Filename for a language's traineddata file.

Returns the registry entry for a language, or nil if not curated.

Returns the curated registry as a map of lang => %{name, size_mb, sha256}.

Local filesystem path (relative to a Phoenix app's priv/static/) where the Mix download task will write a language file.

Splits a +-combined lang string into individual lang codes.

Returns the tessdata version (4.0.0) this package is pinned to.

Functions

cdn_url(lang, tier \\ :standard)

@spec cdn_url(String.t(), atom()) :: String.t()

Builds the jsDelivr URL for a language's traineddata file.

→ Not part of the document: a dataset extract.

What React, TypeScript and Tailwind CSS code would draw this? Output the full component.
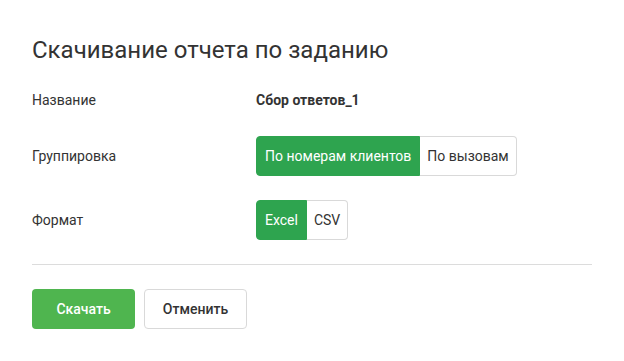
import { useState } from 'react'

export default function App() {
  const [grouping, setGrouping] = useState('clients')
  const [format, setFormat] = useState('excel')

  const seg = (active: boolean) =>
    active
      ? 'bg-[#2ea44f] border-[#2ea44f] text-white'
      : 'bg-white border-[#d9d9d9] text-[#333]'

  return (
    <div className="w-[624px] h-[361px] bg-white px-8 pt-[34px] font-['Roboto','Liberation_Sans',sans-serif] text-[14px] text-[#333]">
      <h1 className="text-[24px] leading-[32px] text-[#333] mb-[19px]">Скачивание отчета по заданию</h1>

      {/* Поля */}
      <div className="flex items-center h-[30px]">
        <div className="w-[224px]">Название</div>
        <div className="font-bold">Сбор ответов_1</div>
      </div>

      <div className="flex items-center mt-[21px]">
        <div className="w-[224px]">Группировка</div>
        <div className="flex">
          <button
            onClick={() => setGrouping('clients')}
            className={`h-10 px-2 border rounded-l ${seg(grouping === 'clients')}`}
          >
            По номерам клиентов
          </button>
          <button
            onClick={() => setGrouping('calls')}
            className={`h-10 px-[7px] border border-l-0 rounded-r ${seg(grouping === 'calls')}`}
          >
            По вызовам
          </button>
        </div>
      </div>

      <div className="flex items-center mt-[24px]">
        <div className="w-[224px]">Формат</div>
        <div className="flex">
          <button
            onClick={() => setFormat('excel')}
            className={`h-10 px-2 border rounded-l ${seg(format === 'excel')}`}
          >
            Excel
          </button>
          <button
            onClick={() => setFormat('csv')}
            className={`h-10 px-[7px] border border-l-0 rounded-r ${seg(format === 'csv')}`}
          >
            CSV
          </button>
        </div>
      </div>

      <div className="border-t border-[#dcdcdc] mt-[24px]" />

      <div className="flex gap-[9px] mt-[24px]">
        <button className="h-10 w-[103px] rounded bg-[#4fb54f] text-white text-[14px] font-medium">Скачать</button>
        <button className="h-10 w-[103px] rounded border border-[#d9d9d9] bg-white text-[#333] text-[14px] font-medium">Отменить</button>
      </div>
    </div>
  )
}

iex> TesseractJs.Models.cdn_url("eng")
"https://cdn.jsdelivr.net/npm/@tesseract.js-data/eng@1.0.0/4.0.0/eng.traineddata.gz"

Supports +-combined langs by returning the URL for the first lang — the consumer is expected to download each lang separately. (For local mode, all combined langs must be present in the same dir.)

Tiers

  • :standard — full LSTM+legacy combined model, ~11 MB/lang gzipped.
  • :best — smaller LSTM-only model (the _best_int variant on jsDelivr), ~3 MB/lang gzipped, similar accuracy to standard for most languages.

The :fast tier (tessdata_fast) requires uncompressed .traineddata files served from a different source and isn't supported in v0.1.

core_cdn_url(variant \\ :simd_lstm)

@spec core_cdn_url(atom()) :: String.t()

jsDelivr URL for the tesseract.js-core WASM bundle.

core_filename(variant \\ :simd_lstm)

@spec core_filename(atom()) :: String.t()

Filename for a WASM core variant.

core_local_path(variant \\ :simd_lstm, base \\ "/assets/vendor/tesseract")

@spec core_local_path(atom(), Path.t()) :: String.t()

Local path for the WASM core.

core_version()

Returns the tesseract.js-core version this package is pinned to.

filename(lang)

@spec filename(String.t()) :: String.t()

Filename for a language's traineddata file.

get(lang)

@spec get(String.t()) :: map() | nil

Returns the registry entry for a language, or nil if not curated.

list()

@spec list() :: %{required(String.t()) => map()}

Returns the curated registry as a map of lang => %{name, size_mb, sha256}.

local_path(lang, base \\ "/assets/vendor/tesseract")

@spec local_path(String.t(), Path.t()) :: String.t()

Local filesystem path (relative to a Phoenix app's priv/static/) where the Mix download task will write a language file.

iex> TesseractJs.Models.local_path("eng")
"/assets/vendor/tesseract/eng.traineddata.gz"

split_langs(lang)

@spec split_langs(String.t()) :: [String.t()]

Splits a +-combined lang string into individual lang codes.

tessdata_version()

Returns the tessdata version (4.0.0) this package is pinned to.